Exercise aim> Say how many lines contain "page", using only the number.

Material to process>
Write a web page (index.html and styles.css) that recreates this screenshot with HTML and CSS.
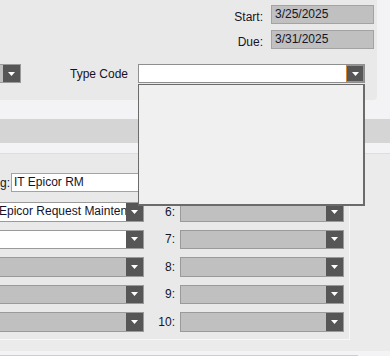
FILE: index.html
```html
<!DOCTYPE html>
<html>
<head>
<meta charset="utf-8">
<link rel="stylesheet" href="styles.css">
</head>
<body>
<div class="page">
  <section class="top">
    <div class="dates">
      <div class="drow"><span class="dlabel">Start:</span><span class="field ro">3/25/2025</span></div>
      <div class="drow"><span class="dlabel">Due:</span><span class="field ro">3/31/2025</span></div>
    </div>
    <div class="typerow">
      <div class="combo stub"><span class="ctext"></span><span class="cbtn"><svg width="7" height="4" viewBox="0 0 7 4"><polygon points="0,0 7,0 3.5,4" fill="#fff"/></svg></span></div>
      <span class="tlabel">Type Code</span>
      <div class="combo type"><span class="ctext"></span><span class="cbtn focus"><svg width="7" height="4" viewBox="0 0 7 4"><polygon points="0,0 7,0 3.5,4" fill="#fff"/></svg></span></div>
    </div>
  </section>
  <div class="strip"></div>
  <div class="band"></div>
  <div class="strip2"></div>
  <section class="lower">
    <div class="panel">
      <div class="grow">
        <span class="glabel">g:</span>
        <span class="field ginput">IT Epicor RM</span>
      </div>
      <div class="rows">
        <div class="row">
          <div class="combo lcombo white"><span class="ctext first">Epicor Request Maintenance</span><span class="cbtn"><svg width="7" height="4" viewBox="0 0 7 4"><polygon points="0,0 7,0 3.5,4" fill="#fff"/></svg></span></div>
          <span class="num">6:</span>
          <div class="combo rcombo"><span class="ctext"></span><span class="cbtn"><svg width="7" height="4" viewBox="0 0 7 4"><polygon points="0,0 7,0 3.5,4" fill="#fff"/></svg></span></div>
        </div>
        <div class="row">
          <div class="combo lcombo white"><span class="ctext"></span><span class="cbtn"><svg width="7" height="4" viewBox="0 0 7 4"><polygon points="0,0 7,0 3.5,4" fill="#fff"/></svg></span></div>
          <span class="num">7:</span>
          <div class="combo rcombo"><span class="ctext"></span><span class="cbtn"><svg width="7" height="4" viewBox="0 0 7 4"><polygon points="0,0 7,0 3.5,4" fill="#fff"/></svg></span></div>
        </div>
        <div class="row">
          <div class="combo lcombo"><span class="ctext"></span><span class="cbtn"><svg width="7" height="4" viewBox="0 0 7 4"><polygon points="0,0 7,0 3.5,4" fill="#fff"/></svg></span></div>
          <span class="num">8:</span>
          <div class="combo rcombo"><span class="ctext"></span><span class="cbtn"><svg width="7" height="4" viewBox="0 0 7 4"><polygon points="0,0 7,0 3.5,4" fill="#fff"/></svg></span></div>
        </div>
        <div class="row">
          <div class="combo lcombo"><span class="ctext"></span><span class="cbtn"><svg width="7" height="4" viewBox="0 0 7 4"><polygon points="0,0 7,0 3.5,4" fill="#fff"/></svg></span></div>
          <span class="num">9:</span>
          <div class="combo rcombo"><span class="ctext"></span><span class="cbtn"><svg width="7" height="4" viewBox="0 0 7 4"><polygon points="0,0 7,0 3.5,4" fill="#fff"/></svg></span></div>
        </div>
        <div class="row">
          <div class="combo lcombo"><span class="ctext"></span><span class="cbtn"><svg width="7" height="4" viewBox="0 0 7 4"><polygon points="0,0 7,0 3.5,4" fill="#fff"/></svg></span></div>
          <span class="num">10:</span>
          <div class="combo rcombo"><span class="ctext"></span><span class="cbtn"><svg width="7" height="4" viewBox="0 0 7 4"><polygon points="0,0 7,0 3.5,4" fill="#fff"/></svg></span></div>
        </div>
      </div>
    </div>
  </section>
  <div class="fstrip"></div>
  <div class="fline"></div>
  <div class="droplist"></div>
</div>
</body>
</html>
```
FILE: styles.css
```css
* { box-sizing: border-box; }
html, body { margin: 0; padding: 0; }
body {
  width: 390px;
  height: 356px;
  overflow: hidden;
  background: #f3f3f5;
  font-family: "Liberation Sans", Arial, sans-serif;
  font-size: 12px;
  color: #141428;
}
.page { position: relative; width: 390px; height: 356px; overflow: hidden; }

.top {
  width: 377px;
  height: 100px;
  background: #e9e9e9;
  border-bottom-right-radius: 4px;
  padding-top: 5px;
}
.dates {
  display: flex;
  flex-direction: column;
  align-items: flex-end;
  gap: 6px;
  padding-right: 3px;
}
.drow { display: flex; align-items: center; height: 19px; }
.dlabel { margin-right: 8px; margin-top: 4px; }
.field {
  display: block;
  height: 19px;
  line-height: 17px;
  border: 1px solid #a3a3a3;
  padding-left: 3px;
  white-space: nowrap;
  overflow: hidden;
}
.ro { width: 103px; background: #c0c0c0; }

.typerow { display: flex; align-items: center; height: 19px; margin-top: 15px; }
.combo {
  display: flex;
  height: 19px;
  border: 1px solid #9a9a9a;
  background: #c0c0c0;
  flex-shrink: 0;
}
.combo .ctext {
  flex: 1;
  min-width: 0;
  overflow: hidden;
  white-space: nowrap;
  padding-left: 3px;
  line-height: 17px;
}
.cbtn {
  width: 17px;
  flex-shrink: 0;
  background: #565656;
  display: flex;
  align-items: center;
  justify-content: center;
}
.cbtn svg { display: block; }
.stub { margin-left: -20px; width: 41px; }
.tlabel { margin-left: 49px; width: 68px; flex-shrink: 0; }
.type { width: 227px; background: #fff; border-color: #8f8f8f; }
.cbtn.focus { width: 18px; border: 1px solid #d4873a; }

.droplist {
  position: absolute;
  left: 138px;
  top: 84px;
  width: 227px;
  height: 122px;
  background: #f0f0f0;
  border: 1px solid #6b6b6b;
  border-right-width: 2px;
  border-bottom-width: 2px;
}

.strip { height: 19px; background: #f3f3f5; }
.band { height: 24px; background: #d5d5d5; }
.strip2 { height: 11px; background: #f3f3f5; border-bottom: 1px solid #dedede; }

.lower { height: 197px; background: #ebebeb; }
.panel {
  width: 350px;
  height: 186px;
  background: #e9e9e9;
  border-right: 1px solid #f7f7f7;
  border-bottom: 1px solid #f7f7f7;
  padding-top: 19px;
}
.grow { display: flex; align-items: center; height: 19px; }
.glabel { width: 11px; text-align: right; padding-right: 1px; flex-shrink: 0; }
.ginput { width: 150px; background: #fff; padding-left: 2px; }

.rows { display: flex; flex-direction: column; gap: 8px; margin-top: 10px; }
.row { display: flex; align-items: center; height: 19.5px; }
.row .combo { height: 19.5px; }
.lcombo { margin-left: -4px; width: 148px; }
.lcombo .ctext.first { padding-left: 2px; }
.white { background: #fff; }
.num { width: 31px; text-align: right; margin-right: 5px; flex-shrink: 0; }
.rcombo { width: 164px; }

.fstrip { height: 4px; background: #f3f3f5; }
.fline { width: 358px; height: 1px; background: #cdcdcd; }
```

---

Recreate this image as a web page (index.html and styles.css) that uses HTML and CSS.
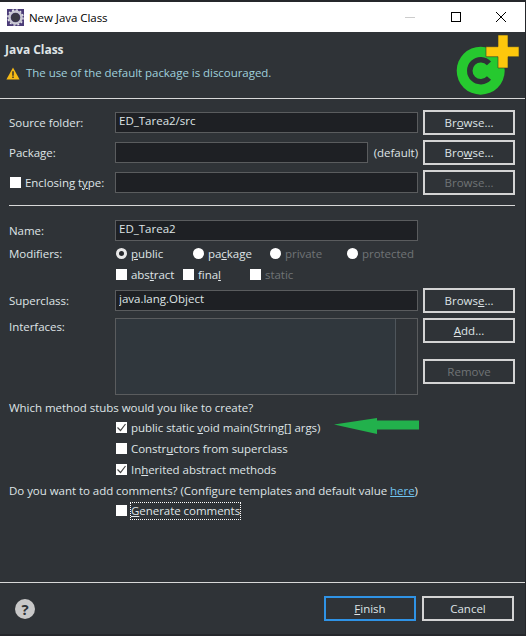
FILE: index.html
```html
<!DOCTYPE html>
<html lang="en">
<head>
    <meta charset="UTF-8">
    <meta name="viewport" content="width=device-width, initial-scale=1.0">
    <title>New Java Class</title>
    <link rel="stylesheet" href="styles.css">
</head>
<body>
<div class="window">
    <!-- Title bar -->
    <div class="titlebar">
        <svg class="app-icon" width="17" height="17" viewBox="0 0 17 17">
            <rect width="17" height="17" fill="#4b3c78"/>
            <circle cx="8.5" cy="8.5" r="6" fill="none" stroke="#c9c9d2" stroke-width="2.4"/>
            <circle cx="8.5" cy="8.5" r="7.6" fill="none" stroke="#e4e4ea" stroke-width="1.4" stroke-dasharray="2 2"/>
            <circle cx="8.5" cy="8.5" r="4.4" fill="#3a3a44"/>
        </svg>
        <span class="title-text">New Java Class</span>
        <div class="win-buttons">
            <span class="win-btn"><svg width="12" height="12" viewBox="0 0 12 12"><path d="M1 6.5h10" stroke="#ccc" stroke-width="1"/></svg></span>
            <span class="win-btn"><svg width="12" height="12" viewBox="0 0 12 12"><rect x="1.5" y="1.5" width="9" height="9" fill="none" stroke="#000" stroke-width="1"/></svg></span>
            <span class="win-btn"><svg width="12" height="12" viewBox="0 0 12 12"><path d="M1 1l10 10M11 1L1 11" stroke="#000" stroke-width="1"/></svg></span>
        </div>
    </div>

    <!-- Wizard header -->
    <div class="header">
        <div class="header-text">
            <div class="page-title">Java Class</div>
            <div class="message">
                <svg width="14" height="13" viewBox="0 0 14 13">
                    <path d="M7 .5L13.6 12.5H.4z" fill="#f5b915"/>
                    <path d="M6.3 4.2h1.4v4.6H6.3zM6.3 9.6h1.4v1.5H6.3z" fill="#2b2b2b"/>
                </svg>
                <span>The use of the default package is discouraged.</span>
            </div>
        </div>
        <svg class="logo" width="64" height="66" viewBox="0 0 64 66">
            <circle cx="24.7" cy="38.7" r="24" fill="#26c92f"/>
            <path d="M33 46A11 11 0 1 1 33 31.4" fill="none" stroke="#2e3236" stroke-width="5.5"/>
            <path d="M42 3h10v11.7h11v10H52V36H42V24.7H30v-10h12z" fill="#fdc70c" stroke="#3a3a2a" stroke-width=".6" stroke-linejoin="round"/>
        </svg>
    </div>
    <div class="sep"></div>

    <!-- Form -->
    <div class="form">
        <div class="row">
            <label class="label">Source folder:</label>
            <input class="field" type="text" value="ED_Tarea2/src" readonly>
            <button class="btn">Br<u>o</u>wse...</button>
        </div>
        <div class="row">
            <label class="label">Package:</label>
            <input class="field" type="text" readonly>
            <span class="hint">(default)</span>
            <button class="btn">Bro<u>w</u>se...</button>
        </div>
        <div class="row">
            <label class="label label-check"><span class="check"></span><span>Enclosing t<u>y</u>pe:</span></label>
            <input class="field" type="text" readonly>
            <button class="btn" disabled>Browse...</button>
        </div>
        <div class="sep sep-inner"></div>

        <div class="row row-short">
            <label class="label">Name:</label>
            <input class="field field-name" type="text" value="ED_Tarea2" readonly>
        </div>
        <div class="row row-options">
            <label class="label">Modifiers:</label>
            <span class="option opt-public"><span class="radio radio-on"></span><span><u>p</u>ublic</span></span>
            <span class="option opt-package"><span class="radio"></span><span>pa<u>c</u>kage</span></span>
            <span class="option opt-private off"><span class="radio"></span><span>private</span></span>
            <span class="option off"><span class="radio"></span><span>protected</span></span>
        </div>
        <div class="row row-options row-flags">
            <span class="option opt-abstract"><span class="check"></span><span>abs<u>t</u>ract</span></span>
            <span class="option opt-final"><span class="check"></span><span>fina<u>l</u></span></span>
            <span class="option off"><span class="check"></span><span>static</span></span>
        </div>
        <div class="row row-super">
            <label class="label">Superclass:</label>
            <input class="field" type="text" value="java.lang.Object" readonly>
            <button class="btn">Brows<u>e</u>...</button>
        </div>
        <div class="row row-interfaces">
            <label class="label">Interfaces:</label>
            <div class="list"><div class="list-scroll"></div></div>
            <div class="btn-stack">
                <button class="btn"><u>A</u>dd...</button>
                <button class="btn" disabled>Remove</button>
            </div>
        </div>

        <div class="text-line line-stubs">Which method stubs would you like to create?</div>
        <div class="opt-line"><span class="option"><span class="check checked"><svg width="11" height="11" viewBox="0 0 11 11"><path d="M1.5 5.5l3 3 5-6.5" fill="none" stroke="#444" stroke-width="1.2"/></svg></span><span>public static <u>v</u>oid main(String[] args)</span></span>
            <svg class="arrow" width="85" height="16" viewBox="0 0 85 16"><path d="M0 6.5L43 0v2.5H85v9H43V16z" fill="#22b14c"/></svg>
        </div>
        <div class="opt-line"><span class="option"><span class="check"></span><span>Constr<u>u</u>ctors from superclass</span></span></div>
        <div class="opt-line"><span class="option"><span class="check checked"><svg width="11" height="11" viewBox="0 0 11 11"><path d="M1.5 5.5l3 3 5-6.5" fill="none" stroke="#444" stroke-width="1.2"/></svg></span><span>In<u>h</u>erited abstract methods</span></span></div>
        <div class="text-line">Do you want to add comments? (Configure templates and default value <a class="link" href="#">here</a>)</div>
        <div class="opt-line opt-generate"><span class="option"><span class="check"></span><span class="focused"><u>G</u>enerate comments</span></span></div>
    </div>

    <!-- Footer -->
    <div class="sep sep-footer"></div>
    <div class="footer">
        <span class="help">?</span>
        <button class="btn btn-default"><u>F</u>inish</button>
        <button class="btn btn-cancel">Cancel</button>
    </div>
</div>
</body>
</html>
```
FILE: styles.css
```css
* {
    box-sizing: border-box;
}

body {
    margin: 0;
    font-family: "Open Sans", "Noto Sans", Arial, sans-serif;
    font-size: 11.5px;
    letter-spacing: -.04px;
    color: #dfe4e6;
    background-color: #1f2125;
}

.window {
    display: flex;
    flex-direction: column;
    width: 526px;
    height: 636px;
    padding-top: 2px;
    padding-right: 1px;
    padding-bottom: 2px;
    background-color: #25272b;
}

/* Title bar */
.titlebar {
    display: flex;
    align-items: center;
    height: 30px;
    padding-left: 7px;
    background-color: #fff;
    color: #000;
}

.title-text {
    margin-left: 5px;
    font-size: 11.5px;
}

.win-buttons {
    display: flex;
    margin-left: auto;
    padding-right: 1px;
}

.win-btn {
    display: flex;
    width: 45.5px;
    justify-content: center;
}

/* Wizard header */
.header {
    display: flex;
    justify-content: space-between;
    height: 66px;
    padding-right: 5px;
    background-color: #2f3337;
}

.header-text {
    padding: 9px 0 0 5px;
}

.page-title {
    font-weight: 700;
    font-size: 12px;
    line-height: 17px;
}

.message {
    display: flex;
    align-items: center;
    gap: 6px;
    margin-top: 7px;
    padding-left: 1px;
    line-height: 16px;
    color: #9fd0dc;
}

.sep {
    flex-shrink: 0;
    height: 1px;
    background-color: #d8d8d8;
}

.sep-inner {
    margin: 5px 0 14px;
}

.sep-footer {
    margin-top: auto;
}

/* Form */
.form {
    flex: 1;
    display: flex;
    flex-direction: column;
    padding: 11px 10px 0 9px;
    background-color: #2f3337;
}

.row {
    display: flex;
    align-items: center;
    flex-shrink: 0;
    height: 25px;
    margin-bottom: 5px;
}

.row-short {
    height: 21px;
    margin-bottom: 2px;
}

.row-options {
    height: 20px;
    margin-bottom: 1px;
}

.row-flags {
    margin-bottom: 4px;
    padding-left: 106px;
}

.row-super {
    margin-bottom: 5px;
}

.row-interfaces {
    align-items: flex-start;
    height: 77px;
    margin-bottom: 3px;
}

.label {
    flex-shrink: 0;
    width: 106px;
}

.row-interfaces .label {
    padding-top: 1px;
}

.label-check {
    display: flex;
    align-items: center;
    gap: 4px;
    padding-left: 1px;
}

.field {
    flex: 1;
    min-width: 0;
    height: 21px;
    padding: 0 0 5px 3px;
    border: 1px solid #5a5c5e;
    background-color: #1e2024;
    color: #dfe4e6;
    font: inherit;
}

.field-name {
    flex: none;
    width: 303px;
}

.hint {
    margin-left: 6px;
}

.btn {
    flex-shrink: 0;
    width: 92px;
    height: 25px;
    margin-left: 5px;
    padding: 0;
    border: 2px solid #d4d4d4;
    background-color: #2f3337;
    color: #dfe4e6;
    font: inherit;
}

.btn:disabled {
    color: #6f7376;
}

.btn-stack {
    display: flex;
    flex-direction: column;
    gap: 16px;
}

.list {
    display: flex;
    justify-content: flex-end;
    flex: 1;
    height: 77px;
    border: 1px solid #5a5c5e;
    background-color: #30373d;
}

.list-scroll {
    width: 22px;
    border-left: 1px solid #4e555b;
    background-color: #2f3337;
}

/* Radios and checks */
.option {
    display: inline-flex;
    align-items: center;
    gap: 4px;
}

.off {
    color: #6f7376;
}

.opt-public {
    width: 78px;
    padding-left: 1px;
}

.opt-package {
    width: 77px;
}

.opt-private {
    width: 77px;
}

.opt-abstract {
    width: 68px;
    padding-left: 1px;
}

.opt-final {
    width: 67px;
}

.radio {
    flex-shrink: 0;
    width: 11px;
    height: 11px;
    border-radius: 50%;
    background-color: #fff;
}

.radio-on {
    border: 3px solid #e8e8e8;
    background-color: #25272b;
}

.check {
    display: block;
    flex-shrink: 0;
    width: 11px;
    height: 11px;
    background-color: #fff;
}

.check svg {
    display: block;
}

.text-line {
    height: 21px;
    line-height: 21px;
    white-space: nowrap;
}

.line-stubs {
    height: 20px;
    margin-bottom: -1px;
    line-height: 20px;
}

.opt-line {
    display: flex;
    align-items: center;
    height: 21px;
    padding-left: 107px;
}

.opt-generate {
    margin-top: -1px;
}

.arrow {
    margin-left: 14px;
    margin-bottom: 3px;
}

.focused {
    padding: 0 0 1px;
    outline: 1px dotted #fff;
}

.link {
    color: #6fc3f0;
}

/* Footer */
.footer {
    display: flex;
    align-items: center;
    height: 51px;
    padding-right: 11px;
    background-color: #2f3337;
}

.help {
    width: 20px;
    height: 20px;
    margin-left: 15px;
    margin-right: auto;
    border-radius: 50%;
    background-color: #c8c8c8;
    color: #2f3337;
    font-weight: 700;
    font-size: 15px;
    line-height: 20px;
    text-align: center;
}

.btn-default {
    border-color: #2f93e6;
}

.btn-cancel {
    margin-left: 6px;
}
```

--

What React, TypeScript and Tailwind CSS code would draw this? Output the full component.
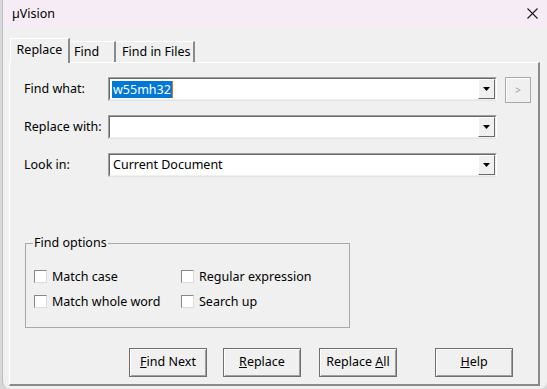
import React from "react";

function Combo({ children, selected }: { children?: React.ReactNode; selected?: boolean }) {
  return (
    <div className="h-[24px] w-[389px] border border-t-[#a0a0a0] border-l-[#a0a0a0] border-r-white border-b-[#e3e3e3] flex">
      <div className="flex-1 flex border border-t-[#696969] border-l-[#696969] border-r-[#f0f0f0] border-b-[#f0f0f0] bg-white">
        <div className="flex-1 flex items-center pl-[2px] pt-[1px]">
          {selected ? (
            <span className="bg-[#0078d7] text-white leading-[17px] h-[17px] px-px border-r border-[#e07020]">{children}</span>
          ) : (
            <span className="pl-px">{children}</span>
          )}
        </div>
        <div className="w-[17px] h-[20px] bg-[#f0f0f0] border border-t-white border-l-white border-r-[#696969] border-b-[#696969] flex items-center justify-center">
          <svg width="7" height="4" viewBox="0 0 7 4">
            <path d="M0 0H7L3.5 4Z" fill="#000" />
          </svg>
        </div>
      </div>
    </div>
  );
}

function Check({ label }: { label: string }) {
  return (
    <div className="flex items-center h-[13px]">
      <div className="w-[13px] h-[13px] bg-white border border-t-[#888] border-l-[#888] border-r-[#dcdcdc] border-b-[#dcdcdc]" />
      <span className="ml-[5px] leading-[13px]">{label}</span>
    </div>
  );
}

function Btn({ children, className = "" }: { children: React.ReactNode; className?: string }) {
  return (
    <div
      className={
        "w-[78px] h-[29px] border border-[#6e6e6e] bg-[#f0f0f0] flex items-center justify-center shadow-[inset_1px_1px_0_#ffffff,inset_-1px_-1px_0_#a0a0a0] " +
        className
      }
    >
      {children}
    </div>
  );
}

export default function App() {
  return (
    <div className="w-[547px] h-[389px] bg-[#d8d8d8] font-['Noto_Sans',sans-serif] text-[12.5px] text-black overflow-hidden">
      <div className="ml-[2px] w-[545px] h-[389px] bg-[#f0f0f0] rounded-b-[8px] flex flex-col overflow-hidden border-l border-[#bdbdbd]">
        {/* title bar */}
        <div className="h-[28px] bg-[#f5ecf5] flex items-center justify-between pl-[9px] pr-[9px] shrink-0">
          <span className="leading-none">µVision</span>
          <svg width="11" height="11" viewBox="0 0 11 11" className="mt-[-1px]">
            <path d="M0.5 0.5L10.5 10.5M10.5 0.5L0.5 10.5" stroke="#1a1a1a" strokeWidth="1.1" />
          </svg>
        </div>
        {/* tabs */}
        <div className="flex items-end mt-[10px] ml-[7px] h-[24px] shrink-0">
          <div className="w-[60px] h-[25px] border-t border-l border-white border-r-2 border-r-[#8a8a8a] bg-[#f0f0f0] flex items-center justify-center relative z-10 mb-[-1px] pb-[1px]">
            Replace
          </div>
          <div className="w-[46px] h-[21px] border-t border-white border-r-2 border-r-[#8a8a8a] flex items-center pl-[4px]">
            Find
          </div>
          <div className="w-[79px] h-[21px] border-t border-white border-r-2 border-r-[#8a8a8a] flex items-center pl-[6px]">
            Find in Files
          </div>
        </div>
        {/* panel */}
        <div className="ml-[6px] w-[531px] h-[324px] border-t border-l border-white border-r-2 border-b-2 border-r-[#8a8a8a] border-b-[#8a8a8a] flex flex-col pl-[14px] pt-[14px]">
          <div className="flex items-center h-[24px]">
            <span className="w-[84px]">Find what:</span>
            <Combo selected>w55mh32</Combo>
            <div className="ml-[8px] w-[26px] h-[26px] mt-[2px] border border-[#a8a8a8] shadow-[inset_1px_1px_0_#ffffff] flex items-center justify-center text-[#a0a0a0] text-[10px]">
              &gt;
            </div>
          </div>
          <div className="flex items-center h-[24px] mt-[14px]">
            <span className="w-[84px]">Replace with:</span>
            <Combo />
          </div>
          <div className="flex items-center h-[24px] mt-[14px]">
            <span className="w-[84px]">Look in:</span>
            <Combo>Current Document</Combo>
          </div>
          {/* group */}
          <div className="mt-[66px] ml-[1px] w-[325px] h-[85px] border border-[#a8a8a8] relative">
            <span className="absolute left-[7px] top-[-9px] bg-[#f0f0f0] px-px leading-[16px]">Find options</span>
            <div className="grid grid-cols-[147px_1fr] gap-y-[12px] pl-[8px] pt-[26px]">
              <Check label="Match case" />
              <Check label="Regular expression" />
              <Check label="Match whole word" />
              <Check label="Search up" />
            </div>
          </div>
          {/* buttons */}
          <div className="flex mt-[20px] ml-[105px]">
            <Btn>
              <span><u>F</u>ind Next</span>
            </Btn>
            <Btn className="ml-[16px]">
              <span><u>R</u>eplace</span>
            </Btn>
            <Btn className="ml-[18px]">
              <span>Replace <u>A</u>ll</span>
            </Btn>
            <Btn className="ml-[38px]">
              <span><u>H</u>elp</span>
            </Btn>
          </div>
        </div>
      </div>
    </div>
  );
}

Solution to the problem> 6